Personal information
- Full name: Stanley William Bradshaw
- Born: 16 January 1898 Leicester, Leicestershire, England
- Died: 9 January 1980 (aged 81) Oadby, Leicestershire, England
- Batting: Right-handed

Domestic team information
- 1923: Leicestershire

Career statistics
| Competition | First-class |
| Matches | 3 |
| Runs scored | 9 |
| Batting average | 1.50 |
| 100s/50s | –/– |
| Top score | 5 |
| Balls bowled | – |
| Wickets | – |
| Bowling average | – |
| 5 wickets in innings | – |
| 10 wickets in match | – |
| Best bowling | – |
| Catches/stumpings | 2/– |
- Source: Cricinfo, 7 February 2013

= Stanley Bradshaw =

English cricketer

Stanley William Bradshaw (16 January 1898 – 9 January 1980) was an English cricketer. Bradshaw was a right-handed batsman. He was born at Leicester, Leicestershire.
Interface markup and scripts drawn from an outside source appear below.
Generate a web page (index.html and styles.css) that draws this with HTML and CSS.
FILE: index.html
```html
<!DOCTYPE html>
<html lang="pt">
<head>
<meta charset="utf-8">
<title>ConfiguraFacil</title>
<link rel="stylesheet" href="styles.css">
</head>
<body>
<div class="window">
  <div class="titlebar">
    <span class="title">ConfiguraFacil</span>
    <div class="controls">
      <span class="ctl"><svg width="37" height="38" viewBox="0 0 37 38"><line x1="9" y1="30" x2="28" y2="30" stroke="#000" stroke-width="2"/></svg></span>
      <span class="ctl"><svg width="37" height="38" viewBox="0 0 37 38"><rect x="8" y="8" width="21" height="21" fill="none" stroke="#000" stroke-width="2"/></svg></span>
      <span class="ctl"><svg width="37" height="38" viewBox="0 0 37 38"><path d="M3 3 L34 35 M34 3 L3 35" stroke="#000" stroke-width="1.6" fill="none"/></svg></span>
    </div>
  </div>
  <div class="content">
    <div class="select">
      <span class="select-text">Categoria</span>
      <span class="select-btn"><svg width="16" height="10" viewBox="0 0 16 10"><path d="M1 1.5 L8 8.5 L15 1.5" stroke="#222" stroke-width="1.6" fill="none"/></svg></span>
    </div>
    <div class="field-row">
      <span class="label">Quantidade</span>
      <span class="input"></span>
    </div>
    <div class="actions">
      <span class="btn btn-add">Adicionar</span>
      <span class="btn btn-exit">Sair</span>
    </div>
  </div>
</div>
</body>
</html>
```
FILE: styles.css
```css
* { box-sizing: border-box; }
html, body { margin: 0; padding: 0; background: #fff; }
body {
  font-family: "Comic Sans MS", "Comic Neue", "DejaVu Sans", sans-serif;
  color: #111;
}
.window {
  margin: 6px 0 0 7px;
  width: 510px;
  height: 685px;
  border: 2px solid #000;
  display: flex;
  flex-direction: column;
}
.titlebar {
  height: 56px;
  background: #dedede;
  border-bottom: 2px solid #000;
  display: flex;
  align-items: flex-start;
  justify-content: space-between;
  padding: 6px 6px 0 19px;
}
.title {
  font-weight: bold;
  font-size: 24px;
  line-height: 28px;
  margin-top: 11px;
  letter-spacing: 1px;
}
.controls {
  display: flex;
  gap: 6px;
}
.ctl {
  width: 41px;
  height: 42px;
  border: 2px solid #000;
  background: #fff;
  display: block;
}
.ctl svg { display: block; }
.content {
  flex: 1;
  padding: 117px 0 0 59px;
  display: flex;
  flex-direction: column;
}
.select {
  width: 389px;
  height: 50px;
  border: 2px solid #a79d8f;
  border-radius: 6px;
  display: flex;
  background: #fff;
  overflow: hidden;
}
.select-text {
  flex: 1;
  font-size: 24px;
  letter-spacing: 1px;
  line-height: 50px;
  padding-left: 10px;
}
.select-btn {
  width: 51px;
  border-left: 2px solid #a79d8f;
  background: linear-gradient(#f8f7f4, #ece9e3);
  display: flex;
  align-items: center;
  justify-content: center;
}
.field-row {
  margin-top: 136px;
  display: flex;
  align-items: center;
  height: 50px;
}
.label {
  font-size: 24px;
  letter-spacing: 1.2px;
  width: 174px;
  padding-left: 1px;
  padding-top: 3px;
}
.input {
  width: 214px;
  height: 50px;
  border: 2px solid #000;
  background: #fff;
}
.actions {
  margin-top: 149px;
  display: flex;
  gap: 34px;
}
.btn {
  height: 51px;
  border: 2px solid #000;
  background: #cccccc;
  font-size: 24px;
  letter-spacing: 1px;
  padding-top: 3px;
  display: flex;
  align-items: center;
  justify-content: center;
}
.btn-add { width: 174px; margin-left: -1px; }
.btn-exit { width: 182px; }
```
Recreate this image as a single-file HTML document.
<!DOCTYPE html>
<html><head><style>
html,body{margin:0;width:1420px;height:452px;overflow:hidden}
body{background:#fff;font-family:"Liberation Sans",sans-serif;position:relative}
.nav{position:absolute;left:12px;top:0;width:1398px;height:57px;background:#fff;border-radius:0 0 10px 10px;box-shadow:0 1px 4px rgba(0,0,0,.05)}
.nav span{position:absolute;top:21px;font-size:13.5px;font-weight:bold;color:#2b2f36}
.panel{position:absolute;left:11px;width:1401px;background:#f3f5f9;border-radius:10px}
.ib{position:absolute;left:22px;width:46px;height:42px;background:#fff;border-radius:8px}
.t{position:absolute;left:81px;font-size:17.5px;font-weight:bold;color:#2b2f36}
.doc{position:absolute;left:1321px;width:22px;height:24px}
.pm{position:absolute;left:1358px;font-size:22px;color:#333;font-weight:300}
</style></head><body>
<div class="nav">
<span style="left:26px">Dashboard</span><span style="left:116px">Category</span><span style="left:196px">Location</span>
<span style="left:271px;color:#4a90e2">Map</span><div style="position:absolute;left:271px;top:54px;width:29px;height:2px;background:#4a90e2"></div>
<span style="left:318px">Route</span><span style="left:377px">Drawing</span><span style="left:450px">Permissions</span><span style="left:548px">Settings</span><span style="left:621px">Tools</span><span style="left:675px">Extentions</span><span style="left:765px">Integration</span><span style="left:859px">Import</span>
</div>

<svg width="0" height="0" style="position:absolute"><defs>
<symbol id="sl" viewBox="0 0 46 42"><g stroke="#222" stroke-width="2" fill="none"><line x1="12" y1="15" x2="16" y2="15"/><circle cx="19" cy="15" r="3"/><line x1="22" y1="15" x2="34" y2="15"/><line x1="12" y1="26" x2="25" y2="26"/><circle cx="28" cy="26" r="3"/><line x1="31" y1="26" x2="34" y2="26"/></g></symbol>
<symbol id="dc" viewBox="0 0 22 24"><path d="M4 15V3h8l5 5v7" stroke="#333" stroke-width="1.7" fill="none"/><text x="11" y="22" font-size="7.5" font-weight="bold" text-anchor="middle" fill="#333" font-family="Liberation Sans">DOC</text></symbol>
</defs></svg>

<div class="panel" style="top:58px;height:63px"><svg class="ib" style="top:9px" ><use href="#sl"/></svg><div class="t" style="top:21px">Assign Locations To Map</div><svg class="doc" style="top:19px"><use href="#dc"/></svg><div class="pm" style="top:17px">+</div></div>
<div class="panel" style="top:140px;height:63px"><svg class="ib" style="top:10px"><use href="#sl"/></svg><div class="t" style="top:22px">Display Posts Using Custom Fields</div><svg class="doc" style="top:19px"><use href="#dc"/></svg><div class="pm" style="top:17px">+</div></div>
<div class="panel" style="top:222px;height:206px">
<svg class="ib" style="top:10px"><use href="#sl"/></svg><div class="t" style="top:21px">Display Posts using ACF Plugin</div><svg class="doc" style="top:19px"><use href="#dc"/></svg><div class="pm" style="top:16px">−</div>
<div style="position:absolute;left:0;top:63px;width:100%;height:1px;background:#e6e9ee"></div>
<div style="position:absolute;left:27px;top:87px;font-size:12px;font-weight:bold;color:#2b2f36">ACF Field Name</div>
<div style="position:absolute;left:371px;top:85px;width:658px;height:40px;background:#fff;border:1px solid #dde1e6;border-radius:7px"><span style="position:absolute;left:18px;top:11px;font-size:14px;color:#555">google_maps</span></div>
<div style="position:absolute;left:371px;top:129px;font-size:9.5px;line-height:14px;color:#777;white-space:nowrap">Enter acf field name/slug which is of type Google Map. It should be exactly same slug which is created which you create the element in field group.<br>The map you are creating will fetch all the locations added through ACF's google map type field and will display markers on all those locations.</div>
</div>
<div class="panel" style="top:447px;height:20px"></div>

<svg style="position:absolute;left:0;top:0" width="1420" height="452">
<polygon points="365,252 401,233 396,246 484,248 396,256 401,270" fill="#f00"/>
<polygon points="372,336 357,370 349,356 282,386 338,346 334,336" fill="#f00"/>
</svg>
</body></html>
Bradshaw made his first-class debut for Leicestershire against Lancashire in the 1923 County Championship at Old Trafford. He made two further first-class appearances in that season's County Championship, against Gloucestershire and Sussex. He scored just 9 runs in his three matches with a high score of 5.

He died at Oadby, Leicestershire on 9 January 1980.